REPUBLIKA.CO.ID, MANILA -- Presiden Filipina Rodrigo Duterte kini tak mempermasalahkan orang Filipina yang menolak untuk divaksinasi terhadap Covid-19. Ini berbeda dari ancaman penangkapan sebelumnya terhadap mereka yang menghindari upaya vaksinasi.
Duterte mengatakan pemerintah tidak dapat menangkap orang yang tidak divaksinasi jika mereka meninggalkan rumah mereka. Ia mengaku tidak dapat menegakkan aturan sepenuhnya untuk melarang warga keluar.
"Bagi yang tidak mau divaksin, saya tidak apa-apa. Begini, idealnya yang akan kami katakan atau lakukan adalah pemerintah akan memaksa, tapi ini demokrasi," kata Duterte dilansir dari ABS-CBN pada Selasa (17/8).

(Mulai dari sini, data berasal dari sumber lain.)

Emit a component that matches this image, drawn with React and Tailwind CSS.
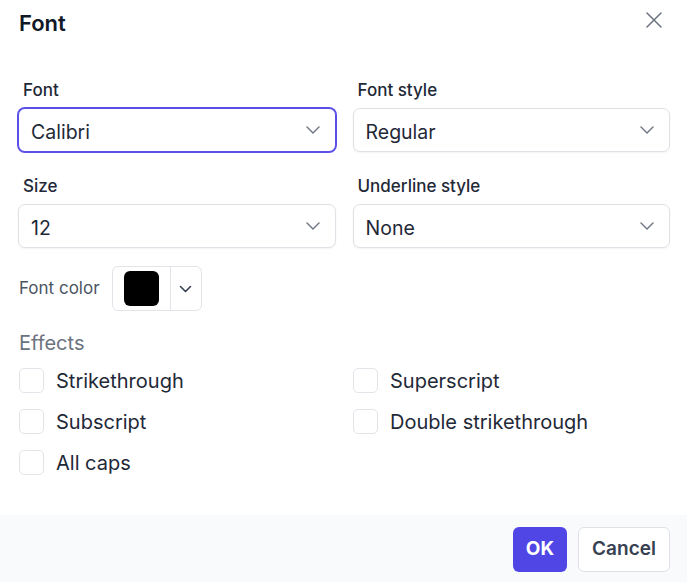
import React from "react";

function Chevron({ className = "" }) {
  return (
    <svg width="14" height="8" viewBox="0 0 14 8" fill="none" className={className}>
      <path d="M1 1l6 6 6-6" stroke="currentColor" strokeWidth="1.4" strokeLinecap="round" strokeLinejoin="round" />
    </svg>
  );
}

function Select({ label, value, focused }) {
  return (
    <div className="flex flex-col">
      <div className="pl-[5px] text-[17px] leading-6 font-medium text-[#1f2937]">{label}</div>
      <div
        className={
          "mt-[6px] h-[44px] rounded-[7px] bg-white flex items-center justify-between pl-[12px] pr-[15px] " +
          (focused
            ? "border border-[#5a4fe6] ring-1 ring-[#5a4fe6]"
            : "border border-[#dfe1e6] shadow-[0_1px_2px_rgba(0,0,0,0.05)]")
        }
      >
        <span className="text-[19.5px] leading-6 pt-[3px] text-[#1f2937]">{value}</span>
        <Chevron className="text-[#6b7280]" />
      </div>
    </div>
  );
}

function Check({ label }) {
  return (
    <div className="flex items-center h-[25px]">
      <div className="w-[25px] h-[25px] rounded-[5px] border border-[#e2e4e9] bg-white" />
      <span className="ml-[12px] text-[20px] leading-6 text-[#1f2937]">{label}</span>
    </div>
  );
}

export default function App() {
  return (
    <div className="w-[687px] h-[582px] bg-white flex flex-col font-['Inter',sans-serif]">
      <div className="flex-1">
        <div className="flex justify-between items-start pl-[19px] pr-[25px] pt-[9px]">
          <h1 className="text-[22px] leading-7 font-semibold text-[#111827]">Font</h1>
          <svg width="16" height="16" viewBox="0 0 16 16" className="mt-[3px] text-[#6b7280]" fill="none">
            <path d="M1 1l14 14M15 1L1 15" stroke="currentColor" strokeWidth="1.5" strokeLinecap="round" />
          </svg>
        </div>

        <div className="mt-[41px] pl-[18px] pr-[17px] grid grid-cols-2 gap-x-[17px] gap-y-[22px]">
          <Select label="Font" value="Calibri" focused />
          <Select label="Font style" value="Regular" />
          <Select label="Size" value="12" />
          <Select label="Underline style" value="None" />
        </div>

        <div className="mt-[18px] pl-[19px] flex items-center">
          <span className="text-[17px] text-[#4b5563]">Font color</span>
          <div className="ml-[12px] w-[90px] h-[45px] rounded-[6px] border border-[#e2e4e9] flex">
            <div className="w-[58px] flex items-center justify-center border-r border-[#e2e4e9]">
              <div className="w-[35px] h-[35px] rounded-[6px] bg-black" />
            </div>
            <div className="flex-1 flex items-center justify-center text-[#374151]">
              <svg width="13" height="8" viewBox="0 0 13 8" fill="none">
                <path d="M1.5 1.5l5 5 5-5" stroke="currentColor" strokeWidth="1.6" strokeLinecap="round" strokeLinejoin="round" />
              </svg>
            </div>
          </div>
        </div>

        <div className="mt-[18px] pl-[19px] text-[20px] leading-7 text-[#6b7280]">Effects</div>

        <div className="mt-[11px] pl-[19px] grid grid-cols-[334px_1fr] gap-y-[16px]">
          <Check label="Strikethrough" />
          <Check label="Superscript" />
          <Check label="Subscript" />
          <Check label="Double strikethrough" />
          <Check label="All caps" />
        </div>
      </div>

      <div className="h-[67px] bg-[#f9fafb] flex items-start justify-end gap-[11px] pr-[17px] pt-[12px]">
        <button className="w-[54px] h-[45px] rounded-[6px] bg-[#4f46e5] text-white text-[19px] font-bold">OK</button>
        <button className="w-[92px] h-[45px] rounded-[6px] bg-white border border-[#dfe1e6] text-[#374151] text-[19px] font-semibold">
          Cancel
        </button>
      </div>
    </div>
  );
}
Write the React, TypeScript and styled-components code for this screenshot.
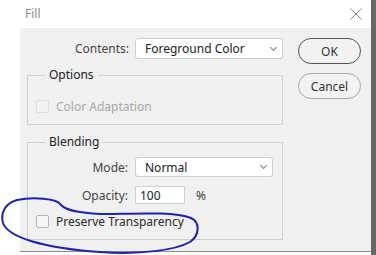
import styled, { createGlobalStyle } from 'styled-components';

const GlobalStyle = createGlobalStyle`
  html, body {
    margin: 0;
    padding: 0;
    background: #ffffff;
  }
  * {
    box-sizing: border-box;
  }
`;

type TCheck = {
  disabled?: boolean;
};

type TButton = {
  primary?: boolean;
};

type TField = {
  width: number;
  height: number;
};

export default function App() {
  return (
    <>
      <GlobalStyle />
      <Screen>
        <Main>
          <TitleBar>
            <Title>Fill</Title>
            <CloseIcon viewBox="0 0 12 12">
              <path d="M0.5 0.5 L11.5 11.5 M11.5 0.5 L0.5 11.5" />
            </CloseIcon>
          </TitleBar>
          <Body>
            <Panel>
              <LeftColumn>
                <FormRow>
                  <Label>Contents:</Label>
                  <Select width={148} height={21}>
                    <span>Foreground Color</span>
                    <Chevron />
                  </Select>
                </FormRow>

                <Group height={58} top={8}>
                  <Legend>Options</Legend>
                  <CheckRow top={15}>
                    <CheckBox disabled />
                    <CheckText disabled>Color Adaptation</CheckText>
                  </CheckRow>
                </Group>

                <Group height={106} top={9}>
                  <Legend>Blending</Legend>
                  <FieldRow top={7}>
                    <Label>Mode:</Label>
                    <Select width={138} height={20}>
                      <span>Normal</span>
                      <Chevron />
                    </Select>
                  </FieldRow>
                  <FieldRow top={9}>
                    <Label>Opacity:</Label>
                    <Input width={50} height={18}>100</Input>
                    <Percent>%</Percent>
                  </FieldRow>
                  <CheckRow top={9}>
                    <CheckBox />
                    <CheckText>Preserve Transparency</CheckText>
                  </CheckRow>
                </Group>
              </LeftColumn>

              <RightColumn>
                <Button primary>OK</Button>
                <Button>Cancel</Button>
              </RightColumn>
            </Panel>
          </Body>
        </Main>
        <ScrollEdge />

        <Marker viewBox="0 0 376 255">
          <path d="M61 205 C57 198 32 197 17 200 C6 203 0 212 3 223 C8 237 42 248 100 252 C140 255 176 250 190 242 C200 235 200 222 191 218 C172 211 130 214 100 214 C80 213 67 211 61 205" />
        </Marker>
      </Screen>
    </>
  );
}

const Screen = styled.div`
  position: relative;
  display: flex;
  width: 376px;
  height: 255px;
  overflow: hidden;
  font-family: 'Noto Sans', 'Liberation Sans', sans-serif;
  font-size: 12px;
  color: #333333;
`;

const Main = styled.div`
  display: flex;
  flex-direction: column;
  width: 371px;
`;

const TitleBar = styled.div`
  display: flex;
  align-items: center;
  justify-content: space-between;
  height: 28px;
  padding: 0 9px 2px 25px;
  background: #ffffff;
`;

const Title = styled.span`
  font-size: 12px;
  color: #8a8a8a;
`;

const CloseIcon = styled.svg`
  width: 12px;
  height: 12px;
  margin-top: 1px;
  & > path {
    fill: none;
    stroke: #8c8c8c;
    stroke-width: 1;
  }
`;

const Body = styled.div`
  height: 224px;
  padding-left: 20px;
  background: #ffffff;
`;

const Panel = styled.div`
  display: flex;
  height: 224px;
  padding: 10px 0 0 7px;
  background: #f0f0f0;
  border-bottom: 1px solid #8f8f8f;
`;

const LeftColumn = styled.div`
  display: flex;
  flex-direction: column;
  width: 256px;
`;

const RightColumn = styled.div`
  display: flex;
  flex-direction: column;
  gap: 9px;
  width: 63px;
  margin-left: 15px;
`;

const FormRow = styled.div`
  display: grid;
  grid-template-columns: 102px auto;
  column-gap: 6px;
  align-items: center;
`;

const FieldRow = styled.div<{ top: number }>`
  display: grid;
  grid-template-columns: 100px auto auto;
  column-gap: 7px;
  align-items: center;
  justify-content: start;
  margin-top: ${({ top }) => top}px;
`;

const Label = styled.span`
  text-align: right;
  color: #444444;
`;

const Select = styled.div<TField>`
  display: flex;
  align-items: center;
  justify-content: space-between;
  width: ${({ width }) => width}px;
  height: ${({ height }) => height}px;
  padding: 0 6px 0 9px;
  background: #ffffff;
  border: 1px solid #cfcfcf;
  border-radius: 3px;
  color: #222222;
`;

const Chevron = styled.i`
  width: 5px;
  height: 5px;
  margin-top: -3px;
  border-right: 1px solid #808080;
  border-bottom: 1px solid #808080;
  transform: rotate(45deg);
`;

const Input = styled.div<TField>`
  display: flex;
  align-items: center;
  width: ${({ width }) => width}px;
  height: ${({ height }) => height}px;
  padding-left: 4px;
  background: #ffffff;
  border: 1px solid #d2d2d2;
  color: #222222;
`;

const Percent = styled.span`
  margin-left: 4px;
  color: #444444;
`;

const Group = styled.fieldset<{ height: number; top: number }>`
  height: ${({ height }) => height}px;
  margin: ${({ top }) => top}px 0 0;
  padding: 0;
  border: 1px solid #d0d0d0;
`;

const Legend = styled.legend`
  margin-left: 17px;
  padding: 0 4px;
  font-size: 12px;
  line-height: 16px;
  color: #222222;
`;

const CheckRow = styled.div<{ top: number }>`
  display: flex;
  align-items: center;
  gap: 7px;
  padding-left: 8px;
  margin-top: ${({ top }) => top}px;
`;

const CheckBox = styled.span<TCheck>`
  width: 13px;
  height: 13px;
  border-radius: 2px;
  border: 1px solid ${({ disabled }) => (disabled ? '#dedede' : '#b4b4b4')};
  background: ${({ disabled }) => (disabled ? '#f3f3f3' : '#f7f7f7')};
`;

const CheckText = styled.span<TCheck>`
  color: ${({ disabled }) => (disabled ? '#a8a8a8' : '#2a2a2a')};
`;

const Button = styled.div<TButton>`
  display: flex;
  align-items: center;
  justify-content: center;
  height: 26px;
  border-radius: 13px;
  border: 1px solid ${({ primary }) => (primary ? '#555555' : '#a9a9a9')};
  background: #f2f2f2;
  font-size: 12px;
  color: #333333;
`;

const ScrollEdge = styled.div`
  width: 5px;
  background: #676767;
`;

const Marker = styled.svg`
  position: absolute;
  left: 0;
  top: 0;
  width: 376px;
  height: 255px;
  pointer-events: none;
  & > path {
    fill: none;
    stroke: #1c22b4;
    stroke-width: 2;
    stroke-linecap: round;
  }
`;
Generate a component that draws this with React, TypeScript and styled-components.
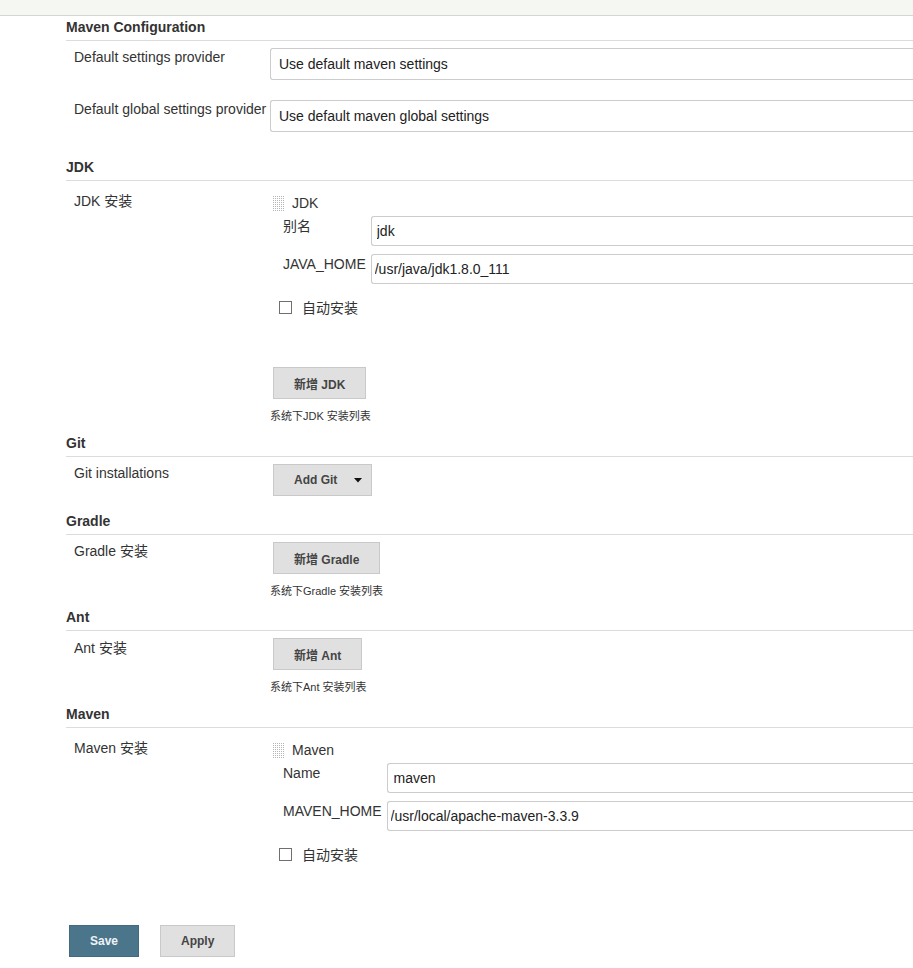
import React from "react";
import styled, { createGlobalStyle } from "styled-components";

const FONT = `"Liberation Sans", Arial, "Noto Sans CJK SC", sans-serif`;

const GlobalStyle = createGlobalStyle`
  html, body { margin: 0; padding: 0; background: #fff; overflow: hidden; }
  body { font-family: ${FONT}; font-size: 14px; color: #333; }
`;

const TopBar = styled.div`
  height: 15px;
  background: #f5f7f2;
  border-bottom: 1px solid #d3d7cf;
`;

const Page = styled.main`
  width: 100%;
  padding-left: 66px;
  box-sizing: border-box;
`;

const SectionHeader = styled.div<{ $top: number }>`
  margin-top: ${(p) => p.$top}px;
  font-weight: bold;
  font-size: 14px;
  line-height: 18px;
  padding-bottom: 4px;
  border-bottom: 1px solid #dcdcdc;
  color: #333;
`;

const FormGrid = styled.div<{ $gap?: number }>`
  display: grid;
  grid-template-columns: 204px 1fr;
  row-gap: ${(p) => p.$gap ?? 20}px;
  margin-top: 7px;
`;

const Label = styled.div<{ $pt?: number }>`
  padding-left: 8px;
  padding-top: ${(p) => p.$pt ?? 0}px;
  line-height: 18px;
  white-space: nowrap;
`;

const Cell = styled.div`
  display: flex;
  flex-direction: column;
  align-items: flex-start;
  min-width: 0;
`;

/* Inputs run past the right edge of the window in the reference, so their
   right border is never visible. */
const TextInput = styled.input<{ $h: number; $pad: number }>`
  display: block;
  width: 100%;
  height: ${(p) => p.$h}px;
  box-sizing: border-box;
  border: 1px solid #cccccc;
  border-right: none;
  border-radius: 3px 0 0 3px;
  padding: 0 ${(p) => p.$pad}px;
  font-family: ${FONT};
  font-size: 14px;
  color: #222;
  background: #fff;
  outline: none;
`;

const RepeatItem = styled.div`
  padding-top: 4px;
  width: 100%;
`;

const ItemHeader = styled.div`
  display: flex;
  align-items: center;
  gap: 8px;
  height: 22px;
  margin-bottom: 2px;
  padding-left: 3px;
  line-height: 18px;
`;

const InnerGrid = styled.div`
  display: grid;
  grid-template-columns: max-content 1fr;
  column-gap: 5px;
  row-gap: 8px;
  padding-left: 13px;
`;

const InnerLabel = styled.div`
  line-height: 20px;
  white-space: nowrap;
`;

const CheckRow = styled.label`
  display: flex;
  align-items: flex-start;
  gap: 10px;
  margin-top: 16px;
  padding-left: 9px;
  line-height: 16px;
`;

const CheckBox = styled.span`
  display: block;
  width: 13px;
  height: 13px;
  margin-top: 1px;
  box-sizing: border-box;
  border: 1px solid #6f6f6f;
  background: #fff;
`;

const Button = styled.button<{ $primary?: boolean; $mt?: number }>`
  display: inline-flex;
  align-items: center;
  gap: 17px;
  height: 32px;
  margin: ${(p) => p.$mt ?? 0}px 0 0 0;
  padding: 0 20px;
  box-sizing: border-box;
  border: 1px solid ${(p) => (p.$primary ? "#426b80" : "#c9c9c9")};
  border-radius: 0;
  background: ${(p) => (p.$primary ? "#4b758b" : "#e0e0e0")};
  color: ${(p) => (p.$primary ? "#eef3f6" : "#444")};
  font-family: ${FONT};
  font-weight: bold;
  font-size: 12px;
  white-space: nowrap;
  cursor: pointer;
`;

const DropButton = styled(Button)`
  padding-right: 9px;
`;

const ButtonWrap = styled.div`
  padding-left: 3px;
`;

const Helper = styled.div`
  margin-top: 11px;
  font-size: 11px;
  line-height: 13px;
  color: #333;
  white-space: nowrap;
`;

const BottomBar = styled.div`
  display: flex;
  gap: 21px;
  margin-top: 62px;
  padding-left: 3px;
`;

const Handle = () => {
  const dots: React.ReactNode[] = [];
  for (let x = 0; x < 6; x++)
    for (let y = 0; y < 8; y++)
      dots.push(<rect key={`${x}-${y}`} x={x * 2} y={y * 2} width="1" height="1" fill="#b5b5b5" />);
  return (
    <svg width="11" height="15" viewBox="0 0 11 15">
      {dots}
    </svg>
  );
};

const Caret = () => (
  <svg width="8" height="5" viewBox="0 0 8 5">
    <path d="M0 0h8L4 4.5z" fill="#111" />
  </svg>
);

export default function App() {
  return (
    <>
      <GlobalStyle />
      <TopBar />
      <Page>
        <SectionHeader $top={2}>Maven Configuration</SectionHeader>
        <FormGrid>
          <Label>Default settings provider</Label>
          <Cell>
            <TextInput $h={32} $pad={8} readOnly value="Use default maven settings" />
          </Cell>
          <Label>Default global settings provider</Label>
          <Cell>
            <TextInput $h={32} $pad={8} readOnly value="Use default maven global settings" />
          </Cell>
        </FormGrid>

        <SectionHeader $top={26}>JDK</SectionHeader>
        <FormGrid>
          <Label $pt={4}>JDK 安装</Label>
          <Cell>
            <RepeatItem>
              <ItemHeader>
                <Handle />
                <span>JDK</span>
              </ItemHeader>
              <InnerGrid>
                <InnerLabel>别名</InnerLabel>
                <TextInput $h={30} $pad={5} readOnly value="jdk" />
                <InnerLabel>JAVA_HOME</InnerLabel>
                <TextInput $h={30} $pad={3} readOnly value="/usr/java/jdk1.8.0_111" />
              </InnerGrid>
              <CheckRow>
                <CheckBox />
                <span>自动安装</span>
              </CheckRow>
            </RepeatItem>
            <ButtonWrap>
              <Button $mt={51}>新增 JDK</Button>
            </ButtonWrap>
            <Helper>系统下JDK 安装列表</Helper>
          </Cell>
        </FormGrid>

        <SectionHeader $top={11}>Git</SectionHeader>
        <FormGrid>
          <Label>Git installations</Label>
          <Cell>
            <ButtonWrap>
              <DropButton>
                <span>Add Git</span>
                <Caret />
              </DropButton>
            </ButtonWrap>
          </Cell>
        </FormGrid>

        <SectionHeader $top={16}>Gradle</SectionHeader>
        <FormGrid>
          <Label>Gradle 安装</Label>
          <Cell>
            <ButtonWrap>
              <Button>新增 Gradle</Button>
            </ButtonWrap>
            <Helper>系统下Gradle 安装列表</Helper>
          </Cell>
        </FormGrid>

        <SectionHeader $top={10}>Ant</SectionHeader>
        <FormGrid>
          <Label $pt={1}>Ant 安装</Label>
          <Cell>
            <ButtonWrap>
              <Button>新增 Ant</Button>
            </ButtonWrap>
            <Helper>系统下Ant 安装列表</Helper>
          </Cell>
        </FormGrid>

        <SectionHeader $top={11}>Maven</SectionHeader>
        <FormGrid>
          <Label $pt={4}>Maven 安装</Label>
          <Cell>
            <RepeatItem>
              <ItemHeader>
                <Handle />
                <span>Maven</span>
              </ItemHeader>
              <InnerGrid>
                <InnerLabel>Name</InnerLabel>
                <TextInput $h={30} $pad={6} readOnly value="maven" />
                <InnerLabel>MAVEN_HOME</InnerLabel>
                <TextInput $h={30} $pad={3} readOnly value="/usr/local/apache-maven-3.3.9" />
              </InnerGrid>
              <CheckRow>
                <CheckBox />
                <span>自动安装</span>
              </CheckRow>
            </RepeatItem>
          </Cell>
        </FormGrid>

        <BottomBar>
          <Button $primary>Save</Button>
          <Button>Apply</Button>
        </BottomBar>
      </Page>
    </>
  );
}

Duterte menyampaikan negaranya menjunjung demokrasi. Ia menyinggung negara lain yang dianggap tak berdemokrasi. "Di negara lain, Arab Saudi, ketika mereka mengatakan tertutup (lockdown), semuanya tertutup. Tapi kebijakan Arab Saudi bukan seperti yang kita miliki," ujar Duterte.
Pada Juni lalu, Duterte memerintahkan penangkapan orang-orang yang menolak untuk mendapatkan suntikan Covid-19, atau menyuruh mereka disuntik dengan obat anti-parasit ivermectin. "Kamu yang tidak mau divaksin, aku akan memvaksinasi kamu dengan ivermectin. Kamu benar-benar keras kepala. Jangan salah paham. Ada krisis yang sedang dihadapi di negara ini. Ada darurat nasional. Jika kamu tidak melakukannya, tidak ingin divaksinasi, saya akan menangkap Anda," ucap Duterte kala itu.
Menolak vaksinasi ternyata bukan kejahatan menurut lembaga kehakiman Filipina. Dengan sekitar 1,7 juta infeksi virus corona dan sekitar 30 ribu kematian, Filipina sedang berjuang melawan salah satu wabah Covid-19 terburuk di Asia.
Pemerintah bertujuan untuk memvaksinasi hingga 70 juta orang tahun ini untuk mencapai kekebalan kelompok dan membuka kembali perekonomian dengan aman. Setidaknya 12,5 juta orang telah diimunisasi lengkap sejauh ini di Filipina.